PROBLEM REQUIREMENTS: Copy everything in the listing below word for word, apart from any images.

>> Start DATA EXTRACT

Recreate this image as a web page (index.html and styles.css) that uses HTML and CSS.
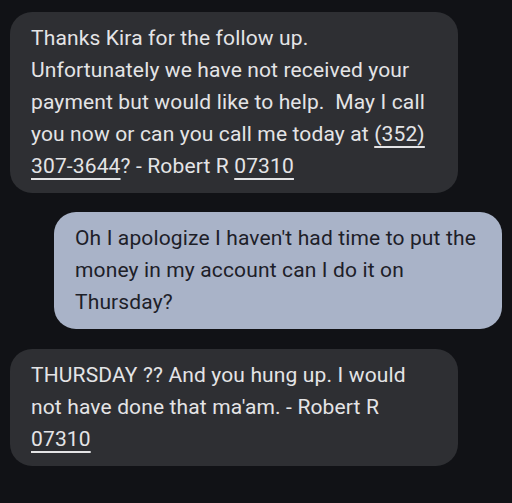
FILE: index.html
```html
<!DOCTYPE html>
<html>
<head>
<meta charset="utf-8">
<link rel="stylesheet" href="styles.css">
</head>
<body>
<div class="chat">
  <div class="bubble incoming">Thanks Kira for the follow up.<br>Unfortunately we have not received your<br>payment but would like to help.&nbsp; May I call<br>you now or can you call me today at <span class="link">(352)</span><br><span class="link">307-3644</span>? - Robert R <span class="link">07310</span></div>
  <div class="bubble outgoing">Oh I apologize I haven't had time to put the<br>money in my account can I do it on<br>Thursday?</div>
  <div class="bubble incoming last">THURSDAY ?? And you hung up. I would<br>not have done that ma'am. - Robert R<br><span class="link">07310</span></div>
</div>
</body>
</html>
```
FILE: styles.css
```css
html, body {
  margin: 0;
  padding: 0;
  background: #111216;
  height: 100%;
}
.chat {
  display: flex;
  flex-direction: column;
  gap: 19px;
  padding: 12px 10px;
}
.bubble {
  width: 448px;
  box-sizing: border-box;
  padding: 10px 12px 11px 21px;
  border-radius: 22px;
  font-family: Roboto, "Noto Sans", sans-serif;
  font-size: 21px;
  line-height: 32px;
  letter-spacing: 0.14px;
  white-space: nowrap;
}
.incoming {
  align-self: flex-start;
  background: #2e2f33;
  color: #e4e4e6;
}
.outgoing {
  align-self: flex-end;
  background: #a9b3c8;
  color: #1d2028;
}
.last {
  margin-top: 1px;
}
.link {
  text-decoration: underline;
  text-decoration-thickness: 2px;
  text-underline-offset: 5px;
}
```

>> End DATA EXTRACT

THE OUTPUT:
Recreate this image as a web page (index.html and styles.css) that uses HTML and CSS.
FILE: index.html
```html
<!DOCTYPE html>
<html>
<head>
<meta charset="utf-8">
<link rel="stylesheet" href="styles.css">
</head>
<body>
<div class="chat">
  <div class="bubble incoming">Thanks Kira for the follow up.<br>Unfortunately we have not received your<br>payment but would like to help.&nbsp; May I call<br>you now or can you call me today at <span class="link">(352)</span><br><span class="link">307-3644</span>? - Robert R <span class="link">07310</span></div>
  <div class="bubble outgoing">Oh I apologize I haven't had time to put the<br>money in my account can I do it on<br>Thursday?</div>
  <div class="bubble incoming last">THURSDAY ?? And you hung up. I would<br>not have done that ma'am. - Robert R<br><span class="link">07310</span></div>
</div>
</body>
</html>
```
FILE: styles.css
```css
html, body {
  margin: 0;
  padding: 0;
  background: #111216;
  height: 100%;
}
.chat {
  display: flex;
  flex-direction: column;
  gap: 19px;
  padding: 12px 10px;
}
.bubble {
  width: 448px;
  box-sizing: border-box;
  padding: 10px 12px 11px 21px;
  border-radius: 22px;
  font-family: Roboto, "Noto Sans", sans-serif;
  font-size: 21px;
  line-height: 32px;
  letter-spacing: 0.14px;
  white-space: nowrap;
}
.incoming {
  align-self: flex-start;
  background: #2e2f33;
  color: #e4e4e6;
}
.outgoing {
  align-self: flex-end;
  background: #a9b3c8;
  color: #1d2028;
}
.last {
  margin-top: 1px;
}
.link {
  text-decoration: underline;
  text-decoration-thickness: 2px;
  text-underline-offset: 5px;
}
```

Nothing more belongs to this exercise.